TASK DIRECTIONS >> Skip all pictures, then copy the lines from the start of the data through the line with "const selected = ref(1)", keeping both ends.

──────── RECORDED DATA ────────

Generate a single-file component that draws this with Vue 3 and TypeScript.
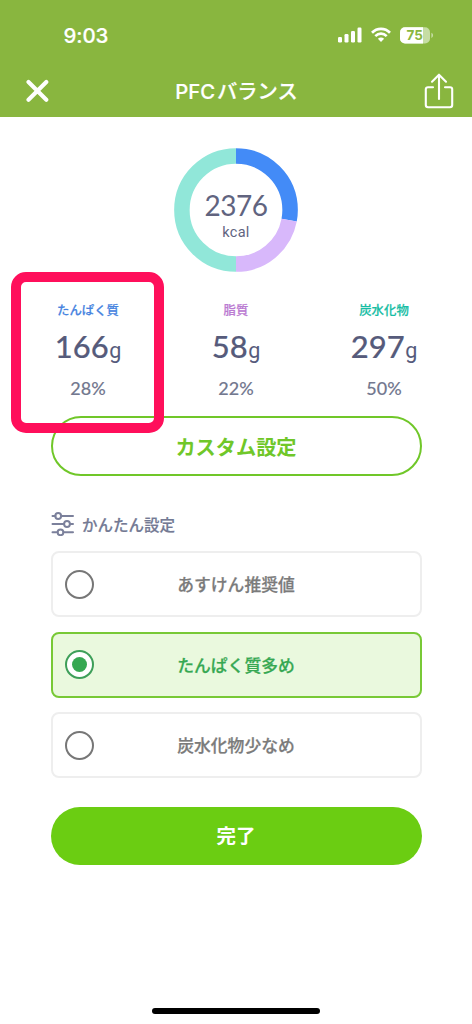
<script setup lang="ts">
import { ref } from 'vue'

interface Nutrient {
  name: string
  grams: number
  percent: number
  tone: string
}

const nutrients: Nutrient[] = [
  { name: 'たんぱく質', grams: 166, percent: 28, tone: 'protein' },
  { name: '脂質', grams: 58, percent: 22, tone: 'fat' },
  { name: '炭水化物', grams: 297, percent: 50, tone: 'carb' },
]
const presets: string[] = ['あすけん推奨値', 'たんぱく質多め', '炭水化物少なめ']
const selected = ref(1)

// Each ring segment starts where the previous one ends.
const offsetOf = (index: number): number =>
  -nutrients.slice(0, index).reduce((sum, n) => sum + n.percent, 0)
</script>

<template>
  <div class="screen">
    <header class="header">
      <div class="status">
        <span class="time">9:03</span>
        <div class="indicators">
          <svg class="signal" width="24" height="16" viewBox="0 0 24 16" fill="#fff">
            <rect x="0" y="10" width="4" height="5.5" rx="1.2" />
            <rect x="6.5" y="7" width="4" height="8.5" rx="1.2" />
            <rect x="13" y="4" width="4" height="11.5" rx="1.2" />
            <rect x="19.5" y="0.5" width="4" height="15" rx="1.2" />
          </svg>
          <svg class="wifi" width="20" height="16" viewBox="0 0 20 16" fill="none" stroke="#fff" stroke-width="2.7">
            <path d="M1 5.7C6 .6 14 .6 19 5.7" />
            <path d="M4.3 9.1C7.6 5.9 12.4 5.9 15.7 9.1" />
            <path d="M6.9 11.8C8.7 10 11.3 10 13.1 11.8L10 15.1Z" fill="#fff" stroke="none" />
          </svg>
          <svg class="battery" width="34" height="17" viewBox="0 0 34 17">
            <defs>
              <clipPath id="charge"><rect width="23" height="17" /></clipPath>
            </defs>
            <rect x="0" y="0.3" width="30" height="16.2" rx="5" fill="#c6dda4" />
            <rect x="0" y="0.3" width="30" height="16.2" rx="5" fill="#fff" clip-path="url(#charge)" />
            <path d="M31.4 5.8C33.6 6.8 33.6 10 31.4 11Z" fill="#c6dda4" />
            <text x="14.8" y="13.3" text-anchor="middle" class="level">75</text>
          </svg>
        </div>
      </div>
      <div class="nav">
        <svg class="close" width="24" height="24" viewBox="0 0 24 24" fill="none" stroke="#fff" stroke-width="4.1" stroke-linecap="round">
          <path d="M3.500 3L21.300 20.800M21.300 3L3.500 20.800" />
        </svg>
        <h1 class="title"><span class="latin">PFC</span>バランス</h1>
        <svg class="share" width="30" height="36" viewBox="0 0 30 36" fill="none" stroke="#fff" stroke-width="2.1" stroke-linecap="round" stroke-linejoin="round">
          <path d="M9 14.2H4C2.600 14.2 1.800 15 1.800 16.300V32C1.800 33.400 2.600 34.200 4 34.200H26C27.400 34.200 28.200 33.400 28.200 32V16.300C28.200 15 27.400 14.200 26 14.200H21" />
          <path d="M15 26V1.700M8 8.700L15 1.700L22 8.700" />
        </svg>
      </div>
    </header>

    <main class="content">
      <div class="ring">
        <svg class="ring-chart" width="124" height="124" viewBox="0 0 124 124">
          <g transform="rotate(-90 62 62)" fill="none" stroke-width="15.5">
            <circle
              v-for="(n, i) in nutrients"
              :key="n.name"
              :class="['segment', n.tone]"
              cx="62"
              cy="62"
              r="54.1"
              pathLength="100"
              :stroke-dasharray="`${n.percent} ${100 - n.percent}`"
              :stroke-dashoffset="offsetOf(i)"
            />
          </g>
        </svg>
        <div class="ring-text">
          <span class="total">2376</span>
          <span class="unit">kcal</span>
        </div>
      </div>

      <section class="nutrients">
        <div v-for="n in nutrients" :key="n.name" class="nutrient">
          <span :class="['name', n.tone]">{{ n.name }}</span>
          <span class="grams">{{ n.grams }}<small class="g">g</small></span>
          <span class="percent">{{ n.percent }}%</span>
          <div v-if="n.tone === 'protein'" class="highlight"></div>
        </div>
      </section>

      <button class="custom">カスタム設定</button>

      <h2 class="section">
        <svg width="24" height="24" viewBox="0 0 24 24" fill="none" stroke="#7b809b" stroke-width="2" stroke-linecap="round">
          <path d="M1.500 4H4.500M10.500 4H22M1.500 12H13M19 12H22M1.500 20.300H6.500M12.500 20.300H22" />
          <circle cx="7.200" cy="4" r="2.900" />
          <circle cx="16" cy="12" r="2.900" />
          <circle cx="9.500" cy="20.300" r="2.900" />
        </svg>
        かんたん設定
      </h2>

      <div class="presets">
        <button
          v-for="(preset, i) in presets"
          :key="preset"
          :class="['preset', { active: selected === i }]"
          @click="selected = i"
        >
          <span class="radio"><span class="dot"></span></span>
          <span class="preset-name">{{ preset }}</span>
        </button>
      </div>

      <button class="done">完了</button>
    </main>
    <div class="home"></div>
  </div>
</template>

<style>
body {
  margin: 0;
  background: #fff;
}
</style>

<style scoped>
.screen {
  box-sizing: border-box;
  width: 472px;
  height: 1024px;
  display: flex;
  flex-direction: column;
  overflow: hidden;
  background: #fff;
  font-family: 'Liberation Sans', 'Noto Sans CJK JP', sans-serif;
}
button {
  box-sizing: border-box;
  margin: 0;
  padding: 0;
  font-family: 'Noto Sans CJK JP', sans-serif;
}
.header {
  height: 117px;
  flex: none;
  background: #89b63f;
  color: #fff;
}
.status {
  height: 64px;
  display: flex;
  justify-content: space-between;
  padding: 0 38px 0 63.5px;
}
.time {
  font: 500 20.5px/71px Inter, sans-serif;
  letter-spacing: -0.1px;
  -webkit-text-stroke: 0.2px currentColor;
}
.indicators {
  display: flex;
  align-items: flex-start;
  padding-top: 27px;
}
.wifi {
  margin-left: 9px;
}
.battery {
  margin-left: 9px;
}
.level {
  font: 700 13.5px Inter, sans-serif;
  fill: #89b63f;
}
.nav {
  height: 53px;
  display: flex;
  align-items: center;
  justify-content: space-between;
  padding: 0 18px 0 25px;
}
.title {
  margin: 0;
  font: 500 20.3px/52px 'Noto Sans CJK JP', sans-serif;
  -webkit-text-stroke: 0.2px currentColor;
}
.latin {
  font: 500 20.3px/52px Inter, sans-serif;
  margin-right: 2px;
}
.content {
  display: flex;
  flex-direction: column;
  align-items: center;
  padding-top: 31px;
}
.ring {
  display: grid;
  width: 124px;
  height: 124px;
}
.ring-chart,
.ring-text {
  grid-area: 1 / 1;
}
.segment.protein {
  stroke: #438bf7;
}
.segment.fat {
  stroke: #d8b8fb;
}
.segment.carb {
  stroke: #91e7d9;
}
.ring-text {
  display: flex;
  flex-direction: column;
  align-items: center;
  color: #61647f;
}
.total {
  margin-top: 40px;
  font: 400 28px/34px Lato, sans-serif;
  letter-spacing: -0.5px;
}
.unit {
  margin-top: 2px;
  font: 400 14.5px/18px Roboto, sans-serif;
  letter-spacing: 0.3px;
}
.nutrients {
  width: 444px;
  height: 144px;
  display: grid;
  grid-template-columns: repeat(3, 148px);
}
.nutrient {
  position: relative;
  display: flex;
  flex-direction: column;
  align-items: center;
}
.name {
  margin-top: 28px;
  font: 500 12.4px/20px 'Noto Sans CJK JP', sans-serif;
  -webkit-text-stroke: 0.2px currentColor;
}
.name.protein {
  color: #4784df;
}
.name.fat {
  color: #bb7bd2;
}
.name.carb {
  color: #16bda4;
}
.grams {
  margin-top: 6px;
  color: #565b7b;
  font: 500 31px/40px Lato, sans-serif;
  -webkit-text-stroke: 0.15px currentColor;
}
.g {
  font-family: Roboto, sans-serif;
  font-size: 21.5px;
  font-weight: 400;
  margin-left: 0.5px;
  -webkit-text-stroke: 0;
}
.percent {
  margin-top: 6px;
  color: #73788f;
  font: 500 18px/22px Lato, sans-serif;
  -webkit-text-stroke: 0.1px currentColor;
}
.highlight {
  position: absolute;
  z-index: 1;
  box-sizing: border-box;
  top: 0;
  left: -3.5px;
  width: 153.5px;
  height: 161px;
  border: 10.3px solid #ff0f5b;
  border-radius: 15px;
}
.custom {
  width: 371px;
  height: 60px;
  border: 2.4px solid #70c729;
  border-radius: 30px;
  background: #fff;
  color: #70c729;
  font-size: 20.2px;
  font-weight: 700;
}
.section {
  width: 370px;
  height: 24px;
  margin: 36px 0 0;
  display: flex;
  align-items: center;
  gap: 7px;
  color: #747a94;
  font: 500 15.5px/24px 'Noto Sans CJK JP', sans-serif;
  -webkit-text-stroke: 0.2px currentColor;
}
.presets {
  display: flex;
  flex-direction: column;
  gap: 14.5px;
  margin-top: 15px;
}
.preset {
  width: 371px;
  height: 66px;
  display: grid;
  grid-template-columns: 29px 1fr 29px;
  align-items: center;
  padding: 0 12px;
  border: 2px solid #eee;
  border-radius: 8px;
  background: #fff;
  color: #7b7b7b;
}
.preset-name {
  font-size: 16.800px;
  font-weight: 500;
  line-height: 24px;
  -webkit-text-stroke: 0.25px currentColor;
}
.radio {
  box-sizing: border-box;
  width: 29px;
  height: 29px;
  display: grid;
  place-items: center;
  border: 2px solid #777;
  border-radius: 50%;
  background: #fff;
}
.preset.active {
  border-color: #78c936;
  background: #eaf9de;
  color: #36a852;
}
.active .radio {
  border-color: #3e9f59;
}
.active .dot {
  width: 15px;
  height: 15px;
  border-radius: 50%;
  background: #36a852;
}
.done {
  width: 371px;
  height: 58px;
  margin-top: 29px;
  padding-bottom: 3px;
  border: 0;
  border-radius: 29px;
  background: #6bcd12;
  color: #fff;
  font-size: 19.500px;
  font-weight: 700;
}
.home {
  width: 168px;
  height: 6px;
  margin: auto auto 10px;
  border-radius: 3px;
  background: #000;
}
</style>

────────

SOLUTION FOR THIS TASK >>
Generate a single-file component that draws this with Vue 3 and TypeScript.
<script setup lang="ts">
import { ref } from 'vue'

interface Nutrient {
  name: string
  grams: number
  percent: number
  tone: string
}

const nutrients: Nutrient[] = [
  { name: 'たんぱく質', grams: 166, percent: 28, tone: 'protein' },
  { name: '脂質', grams: 58, percent: 22, tone: 'fat' },
  { name: '炭水化物', grams: 297, percent: 50, tone: 'carb' },
]
const presets: string[] = ['あすけん推奨値', 'たんぱく質多め', '炭水化物少なめ']
const selected = ref(1)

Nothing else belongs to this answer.